2 ноября 1958 г. Таруса, Калужской обл.
Прошу передать правлению Общества польско-советской дружбы мою глубокую благодарность за ту высокую награду, которой опо меня удостоило. К сожалению, я настолько болен, что не смогу приехать сейчас в Варшаву. С раннего детства я узнал и полюбил талантливый и благородный польский народ, саму Польшу с ее мягкими просторами полей и лесов, красоту ее городов и прелесть ее деревень. В каждом уголке Польши, где я бывал, — в Варшаве и Люблине, в Белостоке и Ченстохове, в Радоме и Кельцах я оставил часть своего сердца. Я вырос на любви к великой польской литературе и культуре. Имена Мицкевича и Красинского, Сенкевича и Жеромского, Шопена и художника Зигмунда Валишевского и многих других поляков всегда были и останутся для меня воплощением высокого гуманизма. Я глубоко рад, если своими книгами я помог завязать еще одну нить, роднящую польский и русский народы, и верю, что наша обоюдная любовь будет углубляться и ничто не сможет ее поколебать.

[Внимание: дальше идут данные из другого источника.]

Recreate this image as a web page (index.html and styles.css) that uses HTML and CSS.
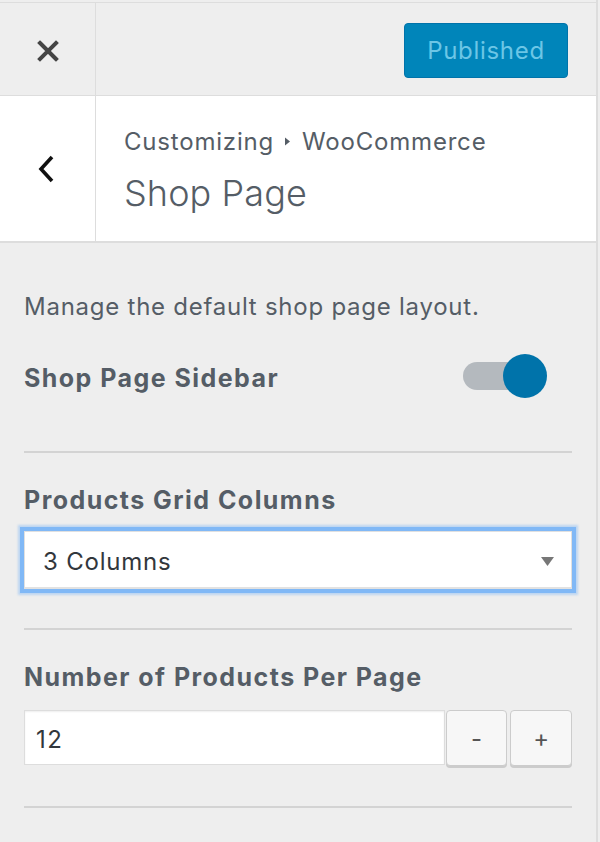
FILE: index.html
```html
<!DOCTYPE html>
<html lang="en">
<head>
<meta charset="utf-8">
<title>Shop Page</title>
<link rel="stylesheet" href="styles.css">
</head>
<body>
<div class="panel">
  <div class="topbar">
    <div class="close-cell">
      <svg width="22" height="22" viewBox="0 0 22 22"><path d="M3 3 L19 19 M19 3 L3 19" stroke="#444" stroke-width="4" stroke-linecap="square"/></svg>
    </div>
    <div class="actions">
      <button class="publish">Published</button>
    </div>
  </div>
  <div class="header">
    <div class="back-cell">
      <svg width="18" height="30" viewBox="0 0 18 30"><polyline points="14,3 3,15 14,27" fill="none" stroke="#111" stroke-width="3.6"/></svg>
    </div>
    <div class="titles">
      <div class="crumb">Customizing <svg class="tri" width="7" height="9" viewBox="0 0 7 9"><path d="M1 0.5 L6 4.5 L1 8.5 Z" fill="#555d66"/></svg> WooCommerce</div>
      <div class="title">Shop Page</div>
    </div>
  </div>
  <div class="content">
    <p class="desc">Manage the default shop page layout.</p>
    <div class="toggle-row">
      <span class="label">Shop Page Sidebar</span>
      <span class="toggle"><span class="track"></span><span class="knob"></span></span>
    </div>
    <hr class="divider divider-1">
    <div class="label block-label">Products Grid Columns</div>
    <div class="select">
      <span>3 Columns</span>
      <svg width="13" height="9" viewBox="0 0 13 9"><path d="M0 0 L13 0 L6.5 9 Z" fill="#777"/></svg>
    </div>
    <hr class="divider divider-2">
    <div class="label block-label">Number of Products Per Page</div>
    <div class="number-row">
      <div class="number-input">12</div>
      <button class="step step-minus">-</button>
      <button class="step step-plus">+</button>
    </div>
    <hr class="divider divider-3">
  </div>
</div>
</body>
</html>
```
FILE: styles.css
```css
* { box-sizing: border-box; }
html, body {
  margin: 0;
  padding: 0;
  background: #eeeeee;
  font-family: Inter, "Open Sans", "Liberation Sans", sans-serif;
}
.panel {
  width: 598px;
  height: 842px;
  border-right: 2px solid #dddddd;
  padding-top: 2px;
}
.topbar {
  display: flex;
  height: 94px;
  border-top: 1px solid #dddddd;
  border-bottom: 1px solid #dddddd;
}
.close-cell {
  width: 96px;
  border-right: 1px solid #dddddd;
  display: flex;
  align-items: center;
  justify-content: center;
  padding-top: 3px;
}
.actions {
  flex: 1;
  display: flex;
  justify-content: flex-end;
  align-items: center;
  padding-right: 28px;
  padding-top: 2px;
}
.publish {
  width: 164px;
  height: 55px;
  background: #0085ba;
  border: 1px solid #0073aa;
  border-radius: 4px;
  color: #6cc6e6;
  font-family: inherit;
  font-size: 24px;
  letter-spacing: 0.7px;
  padding: 0;
}
.header {
  display: flex;
  height: 147px;
  background: #ffffff;
  border-bottom: 2px solid #dddddd;
}
.back-cell {
  width: 96px;
  border-right: 1px solid #dddddd;
  display: flex;
  align-items: center;
  justify-content: center;
  padding-right: 2px;
}
.titles {
  padding-left: 28px;
  padding-top: 31px;
  color: #555d66;
}
.crumb {
  font-size: 24px;
  letter-spacing: 0.8px;
  line-height: 30px;
}
.tri { margin: 0 4px 3px 2px; vertical-align: middle; }
.title {
  font-size: 36px;
  font-weight: 300;
  letter-spacing: 0.1px;
  line-height: 42px;
  margin-top: 15px;
}
.content {
  padding: 49px 24px 0 24px;
  color: #555d66;
}
.desc {
  margin: 0;
  font-size: 24px;
  letter-spacing: 0.75px;
  line-height: 30px;
}
.label {
  font-size: 25px;
  font-weight: 700;
  letter-spacing: 1.45px;
  line-height: 30px;
}
.toggle-row {
  margin-top: 32px;
  height: 44px;
  display: flex;
  align-items: center;
  justify-content: space-between;
}
.toggle-row .label { padding-top: 4px; }
.toggle {
  position: relative;
  width: 84px;
  height: 44px;
  margin-right: 25px;
}
.track {
  position: absolute;
  left: 0;
  top: 8px;
  width: 60px;
  height: 28px;
  border-radius: 14px;
  background: #b4b9be;
}
.knob {
  position: absolute;
  right: 0;
  top: 0;
  width: 44px;
  height: 44px;
  border-radius: 50%;
  background: #0073aa;
}
.divider {
  border: 0;
  height: 2px;
  background: #d3d3d3;
  margin: 0;
}
.divider-1 { margin-top: 53px; }
.block-label { margin-top: 32px; }
.select {
  margin-top: 16px;
  height: 58px;
  background: #ffffff;
  border: 1px solid #e0e0e0;
  border-bottom: 2px solid #e2e2e2;
  box-shadow: 0 0 0 4px #80b8f6, 0 0 2px 6px rgba(128,184,246,0.45);
  display: flex;
  align-items: center;
  justify-content: space-between;
  padding: 4px 17px 0 18px;
  font-size: 24px;
  letter-spacing: 0.8px;
  color: #32373c;
}
.divider-2 { margin-top: 39px; }
.number-row {
  margin-top: 18px;
  display: flex;
  height: 57px;
}
.number-input {
  width: 423px;
  height: 55px;
  background: #ffffff;
  border: 1px solid #dddddd;
  box-shadow: inset 0 1px 2px rgba(0,0,0,0.07);
  font-size: 24px;
  letter-spacing: 1.5px;
  color: #32373c;
  display: flex;
  align-items: center;
  padding: 3px 0 0 11px;
}
.step {
  width: 62px;
  height: 56px;
  background: #f7f7f7;
  border: 1px solid #cccccc;
  border-radius: 4px;
  box-shadow: 0 2px 0 #cccccc;
  font-family: inherit;
  font-size: 24px;
  color: #555555;
  padding: 0;
}
.step-minus { margin-left: 1px; }
.step-plus { margin-left: 3px; }
.divider-3 { margin-top: 39px; }
```
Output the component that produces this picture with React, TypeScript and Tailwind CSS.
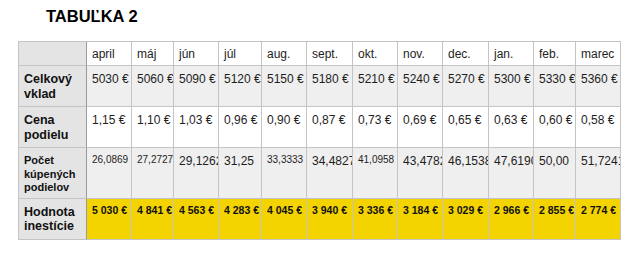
const months = ['april', 'máj', 'jún', 'júl', 'aug.', 'sept.', 'okt.', 'nov.', 'dec.', 'jan.', 'feb.', 'marec']

const vklad = ['5030 €', '5060 €', '5090 €', '5120 €', '5150 €', '5180 €', '5210 €', '5240 €', '5270 €', '5300 €', '5330 €', '5360 €']

const cena = ['1,15 €', '1,10 €', '1,03 €', '0,96 €', '0,90 €', '0,87 €', '0,73 €', '0,69 €', '0,65 €', '0,63 €', '0,60 €', '0,58 €']

// small = rendered in the smaller font size in the source table
const pocet: { v: string; small?: boolean }[] = [
  { v: '26,0869', small: true },
  { v: '27,2727', small: true },
  { v: '29,1262' },
  { v: '31,25' },
  { v: '33,3333', small: true },
  { v: '34,4827' },
  { v: '41,0958', small: true },
  { v: '43,4782' },
  { v: '46,1538' },
  { v: '47,6190' },
  { v: '50,00' },
  { v: '51,7241' },
]

const hodnota = ['5 030 €', '4 841 €', '4 563 €', '4 283 €', '4 045 €', '3 940 €', '3 336 €', '3 184 €', '3 029 €', '2 966 €', '2 855 €', '2 774 €']

const cell = 'border-r border-b border-[#c4c4c4] overflow-hidden whitespace-nowrap pl-[5px]'
const label = 'border-r border-b border-[#c4c4c4] border-r-[#9a9a9a] bg-[#e4e4e4] pl-[5px] font-bold text-[#111]'

export default function App() {
  return (
    <div className="min-h-[264px] bg-white font-['Liberation_Sans',Arial,sans-serif] text-[#1e1e1e]">
      <h1 className="pl-[46px] pt-[6px] text-[16.5px] leading-[20px] font-bold text-black">TABUĽKA 2</h1>

      <div className="ml-[18px] mt-[15px] grid w-[603px] grid-cols-[68px_45px_42px_45px_43px_45px_46px_45px_45px_46px_45px_42px_45px] grid-rows-[24px_41px_41px_51px_41px] border-t border-l border-[#c4c4c4]">
        {/* header */}
        <div className={label} />
        {months.map((m) => (
          <div key={m} className={`${cell} bg-white pt-[5px] text-[12px] leading-[14px]`}>
            {m}
          </div>
        ))}

        {/* celkovy vklad */}
        <div className={`${label} pt-[6px] text-[12.5px] leading-[15px]`}>
          Celkový
          <br />
          vklad
        </div>
        {vklad.map((v, i) => (
          <div key={i} className={`${cell} bg-[#efefef] pt-[6px] text-[12px] leading-[14px]`}>
            {v}
          </div>
        ))}

        {/* cena podielu */}
        <div className={`${label} pt-[6px] text-[12.5px] leading-[15px]`}>
          Cena
          <br />
          podielu
        </div>
        {cena.map((v, i) => (
          <div key={i} className={`${cell} bg-white pt-[6px] text-[12px] leading-[14px]`}>
            {v}
          </div>
        ))}

        {/* pocet kupenych podielov */}
        <div className={`${label} pt-[6px] text-[11px] leading-[13.5px]`}>
          Počet
          <br />
          kúpených
          <br />
          podielov
        </div>
        {pocet.map((p, i) => (
          <div
            key={i}
            className={`${cell} bg-[#efefef] pt-[6px] ${p.small ? 'text-[10px] leading-[12px]' : 'text-[12px] leading-[14px]'}`}
          >
            {p.v}
          </div>
        ))}

        {/* hodnota investicie */}
        <div className={`${label} pt-[6px] text-[12.5px] leading-[14px]`}>
          Hodnota
          <br />
          inestície
        </div>
        {hodnota.map((v, i) => (
          <div key={i} className={`${cell} bg-[#f3d300] pt-[5px] text-[10.5px] leading-[12px] font-bold text-[#111]`}>
            {v}
          </div>
        ))}
      </div>
    </div>
  )
}
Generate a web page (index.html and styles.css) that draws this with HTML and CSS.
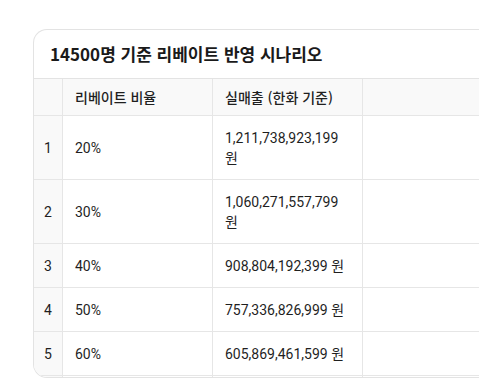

Дорогой Борис Сергеевич, — посылаю маленький отзыв о рассказах. Очень приятные вещи. Мне кажется, что надо было бы еще один раз пройтись по рукописи и остановиться на тех ее местах, которые носят характер, если можно так выразиться, «стилистических заимствований» из арсенала исторических повестей и романов (старые книги пахнут сухими цветами, старик посасывает потухшую трубку, художник свистит в своей мансарде, как скворец в скворечне и еще кое-что).